It has been interesting to engage recently with posts around the use of ICT and digital media within the Literacy Hour, so I thought I would turn my attentions towards thinking about the potential some of the tools explored might hold for the Mathematics Framework.
Using and applying has a central dimension within the new mathematics framework, and the recent NCETM research digest mentioned in a previous post, draws our gaze toward the valuable role that talk has to play, through class discussion, collaborative group work and guided investigational activity in developing and rehearsing processes while contextualising the use and application of mathematical vocabulary in context.
The real world context of Green Park, is alive with shapes. Its curving semi-circular central roof, supported on cylndrical pillars, presents the impression of a majestic semi cylindrical covering to what was once the train shed. While a closer look shows the glass roof itself not to be curved, but made up of rectangular panes of glass, rising to an apex, that makes it triangular in appearance. Wooden wall panels made up of tesselated rectangles, cross braced to divide the irregular quadrilaterals still further into right angle and equilateral or are they isoceles triangles. Supporting structures from the pillars create triangular openings with curved sides, arcs and to the sides of these are mounted spherical lamps. Windows form rectangular openings in the fascade of a largley cuboidal building, divided into smaller rectangles the window frames in turn hold still smaller square panes of glass. Vertical, upright girders form perpendicular supports riveted to horizontal beams which rise parallel to their neighbours. The central roof, and facias also present yet more tesselating and symetrical patterns to be explored.
Using the IWB and/or printouts of the images there is enormous potential to frame discussions around the properties of shapes.

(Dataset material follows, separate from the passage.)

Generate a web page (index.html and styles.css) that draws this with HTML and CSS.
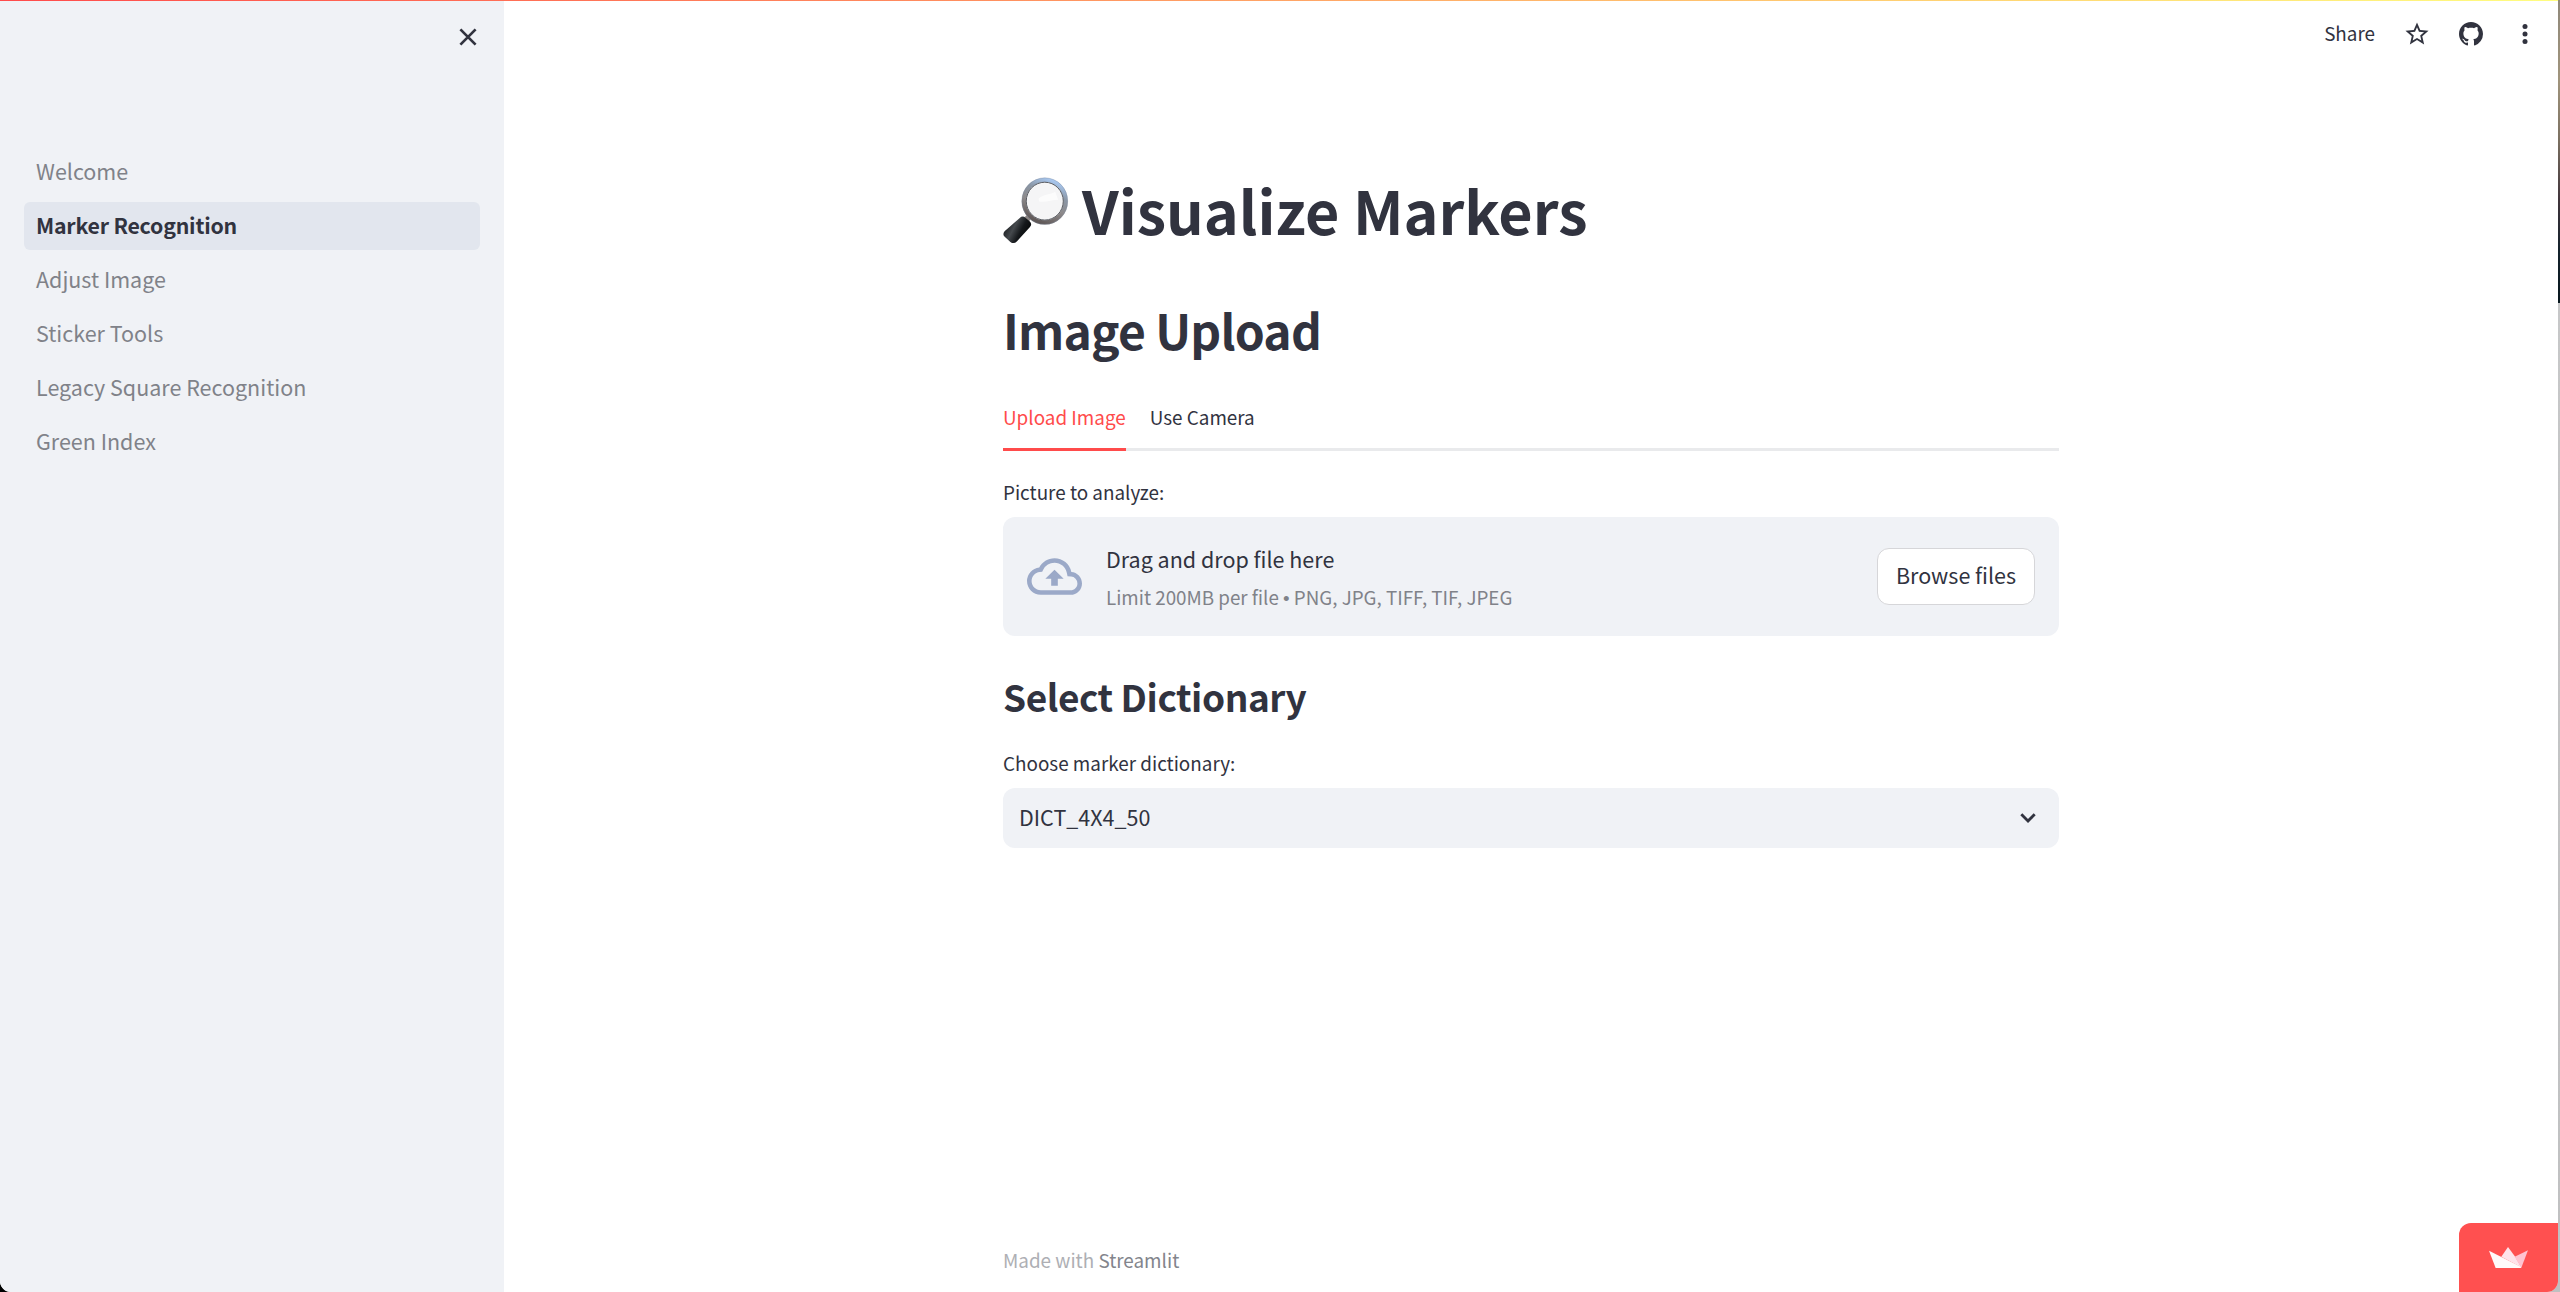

From simple shape hunts to the investigation of congruence, and shapes within shapes, from identifying lines of symmetry to describing and reasoning about the forms evident in the photographs. Extending and developing this with students themselves we might create local shape trails, using digital cameras to help develop not only their observational skills but encouraging them to focus on the structures around them and their features in the landscape.
There is an increasing catologue of ready made Excel, and flash or object based tools, available on the New Mathematics Framework Website, sorted and grouped by strand and unit, for use with the whiteboard or by students in the ICT suite. In the Literacy Framework there is an increasing focus on how digital technologies might be used to support learning outcomes practically as extentions and alternative ways of presenting activities developed within the and from the Literacy Hour. Perhaps activities such as this might be one way of beginning to see that ICT can be used in a similar way for the presentation, exploration and representation of mathematical ideas.